Our study adds to the evolving body of literature investigating quality measures under a two-tiered hospital system where inpatient hospitalizations are counted and observation hospitalizations are not. Figueroa and colleagues12 found that improvements in avoidable admission rates for patients with ambulatory care–sensitive conditions were largely attributable to a shift from counted inpatient to uncounted observation hospitalizations. In other words, hospitalizations were still occurring, but were not being tallied due to outpatient (observation) classification. Zuckerman et al5 and the Medicare Payment Advisory Commission (MedPAC)6 concluded that readmissions improvements recognized by the HRRP were not explained by a shift to more observation hospitalizations following an index inpatient hospitalization; however, both studies included observation hospitalizations as part of 30-day rehospitalization (numerator) only, not also as part of index hospitalizations (denominator). Our study confirms the importance of including observation hospitalizations in both the index (denominator) and 30-day (numerator) rehospitalization positions to determine the full impact of observation hospitalizations on Medicare’s HRRP metrics.
Our study has limitations. We focused on nonsurgical HRRP conditions, which may have impacted our findings. Additionally, some authors have suggested including emergency department (ED) visits in rehospitalization studies.7 Although ED visits occur at hospitals, they are not hospitalizations; we excluded them as a first step. Had we included ED visits, encounters excluded from HRRP measurements would have increased, suggesting that our findings, while sizeable, are likely conservative.
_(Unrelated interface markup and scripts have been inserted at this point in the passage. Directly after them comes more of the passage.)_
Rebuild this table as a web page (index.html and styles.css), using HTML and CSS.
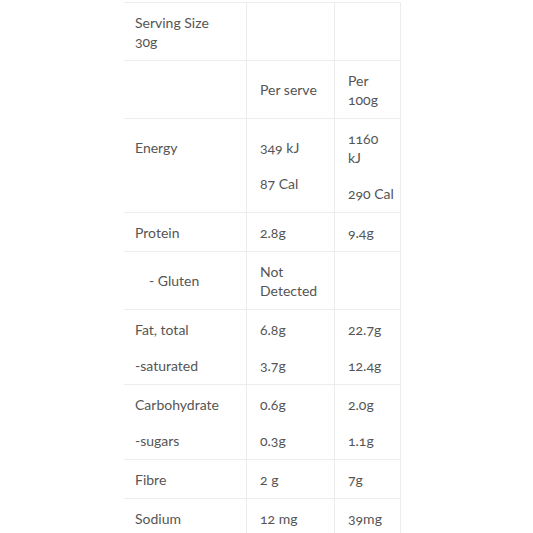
FILE: index.html
```html
<!DOCTYPE html>
<html>
<head>
<meta charset="utf-8">
<link rel="stylesheet" href="styles.css">
</head>
<body>
<div class="wrap">
<table class="nutrition">
  <colgroup>
    <col class="c1">
    <col class="c2">
    <col class="c3">
  </colgroup>
  <tr>
    <td class="label">Serving Size<br>30g</td>
    <td></td>
    <td></td>
  </tr>
  <tr>
    <td class="label"></td>
    <td>Per serve</td>
    <td>Per<br>100g</td>
  </tr>
  <tr>
    <td class="label"><p>Energy</p><p>&nbsp;</p></td>
    <td><p>349 kJ</p><p>87 Cal</p></td>
    <td><p>1160<br>kJ</p><p>290 Cal</p></td>
  </tr>
  <tr>
    <td class="label">Protein</td>
    <td>2.8g</td>
    <td>9.4g</td>
  </tr>
  <tr>
    <td class="label"><span class="indent">- Gluten</span></td>
    <td>Not<br>Detected</td>
    <td></td>
  </tr>
  <tr>
    <td class="label"><p>Fat, total</p><p>-saturated</p></td>
    <td><p>6.8g</p><p>3.7g</p></td>
    <td><p>22.7g</p><p>12.4g</p></td>
  </tr>
  <tr>
    <td class="label"><p>Carbohydrate</p><p>-sugars</p></td>
    <td><p>0.6g</p><p>0.3g</p></td>
    <td><p>2.0g</p><p>1.1g</p></td>
  </tr>
  <tr>
    <td class="label">Fibre</td>
    <td>2 g</td>
    <td>7g</td>
  </tr>
  <tr>
    <td class="label">Sodium</td>
    <td>12 mg</td>
    <td>39mg</td>
  </tr>
</table>
</div>
</body>
</html>
```
FILE: styles.css
```css
html, body {
  margin: 0;
  padding: 0;
  background: #ffffff;
}

.wrap {
  padding: 2px 0 0 124px;
}

.nutrition {
  border-collapse: separate;
  border-spacing: 0;
  table-layout: fixed;
  width: 277px;
  font-family: Lato, "Open Sans", sans-serif;
  font-size: 14px;
  line-height: 19px;
  color: #555555;
  font-variant-numeric: oldstyle-nums;
}

.c1 { width: 123px; }
.c2 { width: 88px; }
.c3 { width: 66px; }

.nutrition td {
  border-top: 1px solid #ececec;
  border-right: 1px solid #ececec;
  padding: 9.5px 4px 9.5px 13px;
  vertical-align: middle;
  text-align: left;
}

.nutrition td.label {
  padding-left: 11px;
}

.nutrition p {
  margin: 0;
}

.nutrition p + p {
  margin-top: 17px;
}

.indent {
  padding-left: 14px;
}
```
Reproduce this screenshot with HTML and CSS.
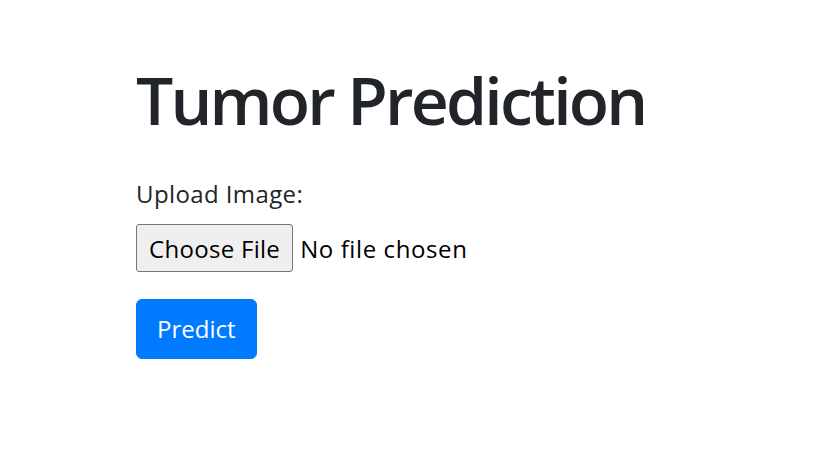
FILE: index.html
```html
<!DOCTYPE html>
<html>
<head>
<meta charset="utf-8">
<link rel="stylesheet" href="styles.css">
</head>
<body>
<div class="container">
  <h1 class="title">Tumor Prediction</h1>
  <form class="form">
    <div class="group">
      <label class="label" for="file">Upload Image:</label>
      <input class="file" id="file" type="file">
    </div>
    <button class="btn" type="button">Predict</button>
  </form>
</div>
</body>
</html>
```
FILE: styles.css
```css
html, body {
  margin: 0;
  padding: 0;
  background: #fff;
}
body {
  font-family: "Open Sans", "Noto Sans", sans-serif;
  color: #212529;
}
.container {
  padding: 60px 0 0 136px;
}
.title {
  margin: 0 0 37px;
  font-size: 66px;
  font-weight: 600;
  line-height: 1.2;
  letter-spacing: -2.8px;
  color: #212529;
}
.form {
  display: flex;
  flex-direction: column;
  align-items: flex-start;
}
.group {
  display: flex;
  flex-direction: column;
  align-items: flex-start;
  gap: 12px;
  margin-bottom: 27px;
}
.label {
  font-size: 24px;
  line-height: 1.5;
  letter-spacing: 0.4px;
}
.file {
  font-family: "Open Sans", sans-serif;
  font-size: 24px;
  letter-spacing: 0.6px;
  color: #000;
}
.file::file-selector-button {
  font-family: inherit;
  font-size: 24px;
  letter-spacing: 0.3px;
  color: #000;
  background: #efefef;
  border: 1px solid #767676;
  border-radius: 3px;
  padding: 2px 12px;
  height: 48px;
  margin-right: 7px;
}
.btn {
  font-family: inherit;
  font-size: 24px;
  line-height: 1.5;
  color: #fff;
  background: #007bff;
  border: 1px solid #007bff;
  border-radius: 6px;
  padding: 11px 20px;
  height: 60px;
}
```
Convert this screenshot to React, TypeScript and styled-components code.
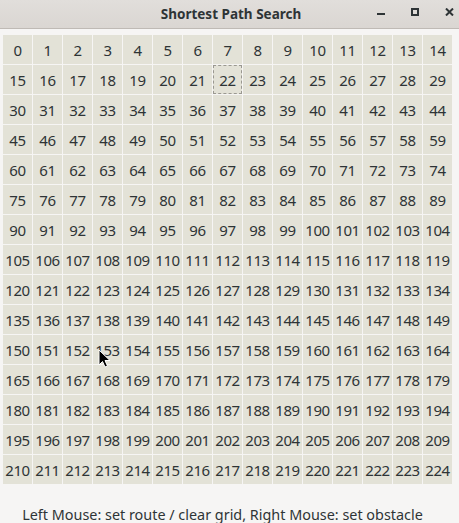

Additionally, we could not determine the merits or medical necessity of hospitalizations (inpatient or outpatient observation), but this is an inherent limitation in a large claims dataset like this one. Finally, we only included a single year of data in this analysis, and it is possible that additional years of data would show different trends. However, we have no reason to believe the study year to be an aberrant year; if anything, observation rates have increased since 2014,6 again pointing out that while our findings are sizable, they are likely conservative. Future research could include additional years of data to confirm even greater proportions of rehospitalizations exempt from HRRP over time due to observation hospitalizations as index and/or 30-day events.
Outpatient observation hospitalizations can occur anywhere in the hospital and are often clinically similar to inpatient hospitalizations, yet observation hospitalizations are essentially invisible under inpatient quality metrics. Requiring the HRRP to include observation hospitalizations is the most obvious solution, but this could require major regulatory and legislative change11,13—change that would fix a metric but fail to address broad policy concerns inherent in the two-tiered observation and inpatient billing distinction. Instead, CMS and Congress might consider this an opportunity to address the oxymoron of “outpatient hospitalizations” by engaging in comprehensive observation reform.